I’m not changing the name of the person who e-mailed me because, well, because I don’t really want to. Sorry if that makes me a dick, but he e-mailed me knowing full well I was a blogger. So, if you think about it, it’s really his own fault. Yeah. Sweet.
If you blog, you know what this is about. I get weird e-mails from people asking me to put stupid ads on my blog. “How stupid?” You ask. Pretty stupid. Like this MENSA who sent me one early last month.
Quick question for you, J.R.– Wondering if you here at Sex and the Single Dad could find use in a text link advert to support the site? There’s an applicable client I’m working with who’s currently paying upfront for a year. I’d like to follow up for details, should you have interest.
Thanks for the time.
So I replied.
What is the link for?
Sent from my iPhone
Yeah, I know it was brief. I was at the grocery store when I got the e-mail. He promptly replied.
Thanks for getting back, J.R. – I was in need of a single text link placed within a sentence & the client is the website for a trusted UK Bingo company we’ve contracted with. I can pay you $80.00 to post the link for one year. This is paid upfront (via Paypal or check).
Let me know what you’re thinking when you can.

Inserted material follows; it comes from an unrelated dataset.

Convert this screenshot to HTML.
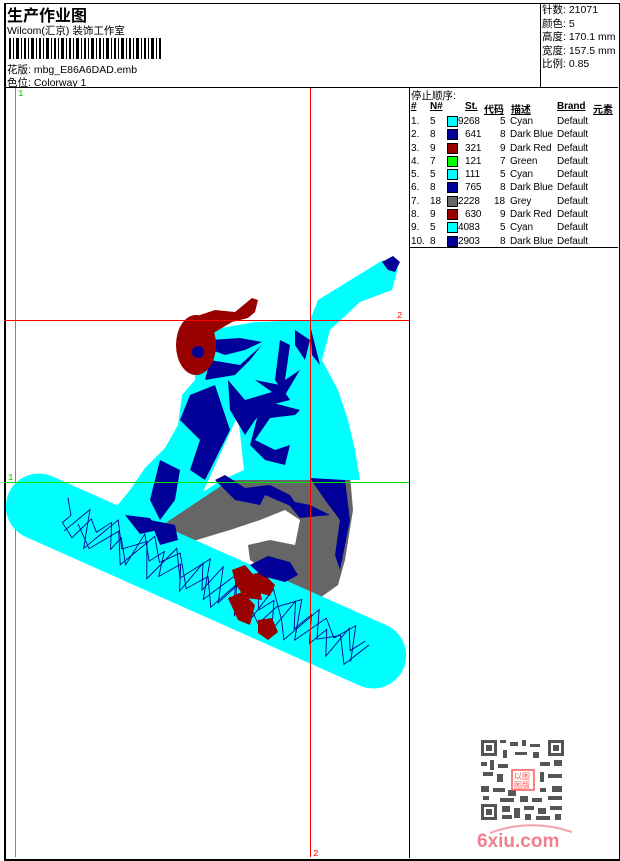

Two aisles later I read that message and for some reason it really miffed me. I get these same e-mails several times a week and it’s always for stupid bullshit like bullet resistant glass or custom patio covers and I always wonder where these people got my blog info. I usually blow them off, but that day I was feeling feisty. So I replied.
Seriously? What on my site makes you think people would be interested in bingo? No thanks and please don’t contact me again for any reason.
Sent from my iPhone
If you think that e-mail was harsh, you should know I deleted the F word early on as well as the phrase ,”God damned” just before , “Bingo.” What I sent was the milder version. Believe it or not he actually replied. Even though I specifically said not to. Whatever.
I’m going to tell you what he said next, but you have to realize that when I read it, I immediately said, “What a douche,” out loud as I was standing in front of the dairy section. All I ask is that as you read it to yourself, simply say, “What a douche,” out loud. Like I did. It will be fun. Trust me.
I’ll have you know, sir, that men, women and children of all ages and racial
backgrounds find joy and even comfort in the artful game of bingo.
I pity your children.
What a douche.
P.S. In case you were wondering, I’m e-mailing this link to Logan. Does anyone seriously, “Find comfort” in bingo or is it merely a socially acceptable way to feed their gambling addiction?